* [Your instructions]:
Give back every line exactly as it appears, pictures excluded.

============

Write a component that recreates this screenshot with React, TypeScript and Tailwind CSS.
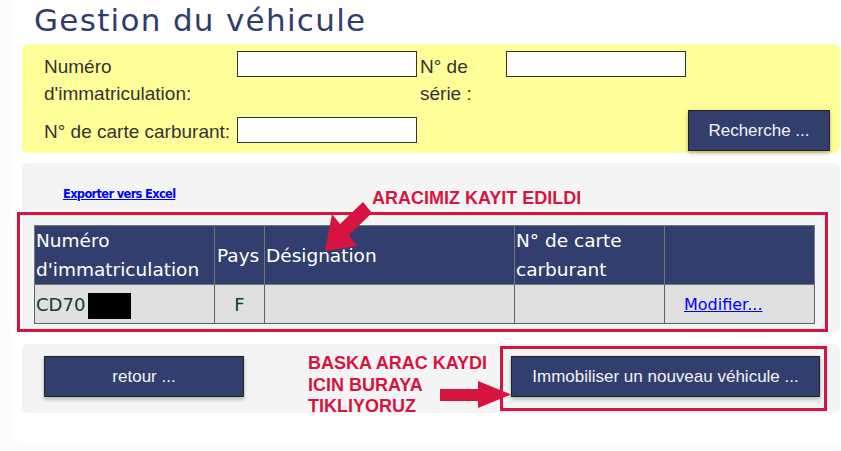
import React from 'react';

const btn =
  "flex items-center justify-center bg-[#323f6e] text-[#f2f2f2] text-[17px] border border-[#222] shadow-[0_2px_4px_rgba(0,0,0,0.3)]";
const field = "block w-[180px] h-[26px] p-0 border border-[#333] bg-white outline-none";

const App: React.FC = () => {
  return (
    <div className="relative w-[841px] h-[451px] overflow-hidden bg-[#fcfcfc] font-['Liberation_Sans',Arial,sans-serif]">
      <div className="ml-[12px] w-[829px] h-[443px] rounded-bl-[10px] bg-white">
        {/* Title */}
        <h1 className="h-[44px] pt-[3px] pl-[22px] text-[31px] leading-[34px] tracking-[1.3px] font-normal font-['DejaVu_Sans',Verdana,sans-serif] text-[#2f3c6c]">
          Gestion du véhicule
        </h1>

        {/* Search panel */}
        <div className="ml-[10px] w-[818px] h-[109px] rounded-[6px] bg-[#ffff99] pl-[22px] pt-[7px] text-[19px] leading-[27px] text-[#333]">
          <div className="flex items-start">
            <div className="w-[193px] mt-[2px]">
              Numéro
              <br />
              d'immatriculation:
            </div>
            <input type="text" readOnly className={field} />
            <div className="ml-[3px] w-[86px] mt-[2px]">
              N° de
              <br />
              série :
            </div>
            <input type="text" readOnly className={field} />
          </div>
          <div className="flex items-start mt-[3px]">
            <div className="w-[193px] mt-[8px] whitespace-nowrap">N° de carte carburant:</div>
            <input type="text" readOnly className={`${field} mt-[7px]`} />
            <button className={`${btn} ml-auto mr-[10px] w-[142px] h-[41px]`}>Recherche ...</button>
          </div>
        </div>

        {/* Results panel */}
        <div className="mt-[10px] ml-[10px] w-[818px] h-[170px] rounded-[6px] bg-[#f4f4f4] pt-[22px]">
          <div className="pl-[41px] h-[15px] leading-[15px] mb-[12px]">
            <a href="#" className="font-['DejaVu_Sans',Verdana,sans-serif] font-bold text-[11.5px] tracking-[-0.7px] text-[#0000ff] underline">
              Exporter vers Excel
            </a>
          </div>
          <div className="-ml-[5px] w-[811px] h-[120px] border-[3px] border-[#d7143f] pl-[14px] pt-[10px]">
            <table className="w-[780px] table-fixed border-collapse font-['DejaVu_Sans',Verdana,sans-serif]">
              <colgroup>
                <col className="w-[180px]" />
                <col className="w-[50px]" />
                <col className="w-[250px]" />
                <col className="w-[150px]" />
                <col className="w-[150px]" />
              </colgroup>
              <thead>
                <tr className="bg-[#323f6e] text-white text-[18.5px] leading-[29px]">
                  <th className="h-[58px] p-0 pl-[1px] font-normal text-left align-middle border border-[#777]">
                    Numéro
                    <br />
                    d'immatriculation
                  </th>
                  <th className="p-0 pl-[2px] font-normal text-left align-middle border border-[#777]">Pays</th>
                  <th className="p-0 pl-[1px] font-normal text-left align-middle border border-[#777]">Désignation</th>
                  <th className="p-0 pl-[1px] font-normal text-left align-middle border border-[#777]">
                    N° de carte
                    <br />
                    carburant
                  </th>
                  <th className="p-0 border border-[#777]"></th>
                </tr>
              </thead>
              <tbody>
                <tr className="bg-[#e0e0e0] text-[#103c38] text-[18px] leading-[37px]">
                  <td className="h-[38px] p-0 pl-[1px] border border-[#566666]">
                    CD70
                    <span className="inline-block ml-[3px] w-[43px] h-[26px] bg-black align-middle"></span>
                  </td>
                  <td className="p-0 text-center border border-[#566666]">F</td>
                  <td className="p-0 border border-[#566666]"></td>
                  <td className="p-0 border border-[#566666]"></td>
                  <td className="p-0 pl-[19px] border border-[#566666]">
                    <a href="#" className="text-[16px] text-[#0000ff] underline">
                      Modifier...
                    </a>
                  </td>
                </tr>
              </tbody>
            </table>
          </div>
        </div>

        {/* Actions panel */}
        <div className="mt-[11px] ml-[10px] w-[818px] h-[69px] rounded-[6px] bg-[#f4f4f4] flex items-start">
          <button className={`${btn} ml-[22px] mt-[12px] w-[200px] h-[41px]`}>retour ...</button>
          <div className="ml-auto mr-[13px] mt-[2px] w-[327px] h-[65px] border-[3px] border-[#d7143f] pl-[8px] pt-[7px]">
            <button className={`${btn} w-[309px] h-[41px]`}>Immobiliser un nouveau véhicule ...</button>
          </div>
        </div>
      </div>

      {/* Annotations */}
      <div className="absolute left-[372px] top-[189px] text-[18px] leading-[18px] font-bold text-[#d7143f] whitespace-nowrap">
        ARACIMIZ KAYIT EDILDI
      </div>
      <div className="absolute left-[308px] top-[353px] text-[18px] leading-[21.5px] font-bold text-[#d7143f] whitespace-nowrap">
        BASKA ARAC KAYDI
        <br />
        ICIN BURAYA
        <br />
        TIKLIYORUZ
      </div>
      <svg className="absolute left-0 top-0 pointer-events-none" width="841" height="451" viewBox="0 0 841 451">
        <polygon
          points="363,202 372,213 349,235 357,246 325,251 332,214 340,224"
          fill="#d7143f"
        />
        <polygon points="440,389 478,389 478,381 511,394.5 478,408 478,401 440,401" fill="#d7143f" />
      </svg>
    </div>
  );
};

export default App;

============

* [Written response]:
Write a component that recreates this screenshot with React, TypeScript and Tailwind CSS.
import React from 'react';

const btn =
  "flex items-center justify-center bg-[#323f6e] text-[#f2f2f2] text-[17px] border border-[#222] shadow-[0_2px_4px_rgba(0,0,0,0.3)]";
const field = "block w-[180px] h-[26px] p-0 border border-[#333] bg-white outline-none";

const App: React.FC = () => {
  return (
    <div className="relative w-[841px] h-[451px] overflow-hidden bg-[#fcfcfc] font-['Liberation_Sans',Arial,sans-serif]">
      <div className="ml-[12px] w-[829px] h-[443px] rounded-bl-[10px] bg-white">
        {/* Title */}
        <h1 className="h-[44px] pt-[3px] pl-[22px] text-[31px] leading-[34px] tracking-[1.3px] font-normal font-['DejaVu_Sans',Verdana,sans-serif] text-[#2f3c6c]">
          Gestion du véhicule
        </h1>

        {/* Search panel */}
        <div className="ml-[10px] w-[818px] h-[109px] rounded-[6px] bg-[#ffff99] pl-[22px] pt-[7px] text-[19px] leading-[27px] text-[#333]">
          <div className="flex items-start">
            <div className="w-[193px] mt-[2px]">
              Numéro
              <br />
              d'immatriculation:
            </div>
            <input type="text" readOnly className={field} />
            <div className="ml-[3px] w-[86px] mt-[2px]">
              N° de
              <br />
              série :
            </div>
            <input type="text" readOnly className={field} />
          </div>
          <div className="flex items-start mt-[3px]">
            <div className="w-[193px] mt-[8px] whitespace-nowrap">N° de carte carburant:</div>
            <input type="text" readOnly className={`${field} mt-[7px]`} />
            <button className={`${btn} ml-auto mr-[10px] w-[142px] h-[41px]`}>Recherche ...</button>
          </div>
        </div>

        {/* Results panel */}
        <div className="mt-[10px] ml-[10px] w-[818px] h-[170px] rounded-[6px] bg-[#f4f4f4] pt-[22px]">
          <div className="pl-[41px] h-[15px] leading-[15px] mb-[12px]">
            <a href="#" className="font-['DejaVu_Sans',Verdana,sans-serif] font-bold text-[11.5px] tracking-[-0.7px] text-[#0000ff] underline">
              Exporter vers Excel
            </a>
          </div>
          <div className="-ml-[5px] w-[811px] h-[120px] border-[3px] border-[#d7143f] pl-[14px] pt-[10px]">
            <table className="w-[780px] table-fixed border-collapse font-['DejaVu_Sans',Verdana,sans-serif]">
              <colgroup>
                <col className="w-[180px]" />
                <col className="w-[50px]" />
                <col className="w-[250px]" />
                <col className="w-[150px]" />
                <col className="w-[150px]" />
              </colgroup>
              <thead>
                <tr className="bg-[#323f6e] text-white text-[18.5px] leading-[29px]">
                  <th className="h-[58px] p-0 pl-[1px] font-normal text-left align-middle border border-[#777]">
                    Numéro
                    <br />
                    d'immatriculation
                  </th>
                  <th className="p-0 pl-[2px] font-normal text-left align-middle border border-[#777]">Pays</th>
                  <th className="p-0 pl-[1px] font-normal text-left align-middle border border-[#777]">Désignation</th>
                  <th className="p-0 pl-[1px] font-normal text-left align-middle border border-[#777]">
                    N° de carte
                    <br />
                    carburant
                  </th>
                  <th className="p-0 border border-[#777]"></th>
                </tr>
              </thead>
              <tbody>
                <tr className="bg-[#e0e0e0] text-[#103c38] text-[18px] leading-[37px]">
                  <td className="h-[38px] p-0 pl-[1px] border border-[#566666]">
                    CD70
                    <span className="inline-block ml-[3px] w-[43px] h-[26px] bg-black align-middle"></span>
                  </td>
                  <td className="p-0 text-center border border-[#566666]">F</td>
                  <td className="p-0 border border-[#566666]"></td>
                  <td className="p-0 border border-[#566666]"></td>
                  <td className="p-0 pl-[19px] border border-[#566666]">
                    <a href="#" className="text-[16px] text-[#0000ff] underline">
                      Modifier...
                    </a>
                  </td>
                </tr>
              </tbody>
            </table>
          </div>
        </div>

        {/* Actions panel */}
        <div className="mt-[11px] ml-[10px] w-[818px] h-[69px] rounded-[6px] bg-[#f4f4f4] flex items-start">
          <button className={`${btn} ml-[22px] mt-[12px] w-[200px] h-[41px]`}>retour ...</button>
          <div className="ml-auto mr-[13px] mt-[2px] w-[327px] h-[65px] border-[3px] border-[#d7143f] pl-[8px] pt-[7px]">
            <button className={`${btn} w-[309px] h-[41px]`}>Immobiliser un nouveau véhicule ...</button>
          </div>
        </div>
      </div>

      {/* Annotations */}
      <div className="absolute left-[372px] top-[189px] text-[18px] leading-[18px] font-bold text-[#d7143f] whitespace-nowrap">
        ARACIMIZ KAYIT EDILDI
      </div>
      <div className="absolute left-[308px] top-[353px] text-[18px] leading-[21.5px] font-bold text-[#d7143f] whitespace-nowrap">
        BASKA ARAC KAYDI
        <br />
        ICIN BURAYA
        <br />
        TIKLIYORUZ
      </div>
      <svg className="absolute left-0 top-0 pointer-events-none" width="841" height="451" viewBox="0 0 841 451">
        <polygon
          points="363,202 372,213 349,235 357,246 325,251 332,214 340,224"
          fill="#d7143f"
        />
        <polygon points="440,389 478,389 478,381 511,394.5 478,408 478,401 440,401" fill="#d7143f" />
      </svg>
    </div>
  );
};

export default App;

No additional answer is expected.